Thursday, May 3, 2007

Happy Anniversary Bank of England and the NICE Economy


This week marks the tenth anniversary of independence for the Bank of England. Our hats should be off to the man who has led this institution for most of this period, Mervyn King. In some capacity, he has been present at every Monetary Policy Committee meeting since independence. He is Britain’s Alan Greenspan albeit without the rock star adulation.

King has been instrumental in leading a mighty NICE economy for Great Britain. NICE is the acronym for the Non-Inflationary Consistent Expansion. This British stability is something that all of the developed economies have seen over the last decades. Economists have begun to call this period the “Great Stability” or the “Great Moderation”. It has been an extraordinary period of low and stable inflation coupled with stable growth. It may not be a coincidence that this has been a period of strong independent central bank leadership.

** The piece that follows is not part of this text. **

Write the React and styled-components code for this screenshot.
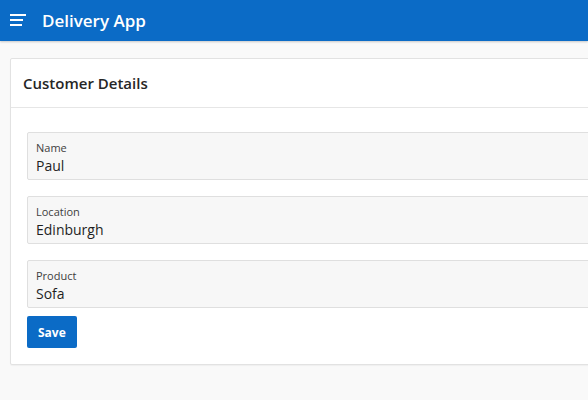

But what is good for the general economy is not always good for traders. A NICE economy is great for buy and hold investors especially in equities. You earn dividend yield and consistent equity appreciation as the equity premium declines. Earnings are stable and predictable. The nice economy has again placed London in the forefront of capital markets. The place of no surprises is a great location for centering a financial business.

For those who make their money through trading volatility or the vagaries of trends and reversals in pounds and gilts, this has been a more difficult time. While the pound has been on a consistent uptrend, volatility has been stable and there has been little in the way of opportunities to move back and forth between long and short positions. Interest rates have seen a moderation in volatility and stayed more range bound.

The economy may move from NICE to nasty and take a DIVE – Disruptive Inflation and Volatile Economy, but right now we should salute the independent central bankers in England.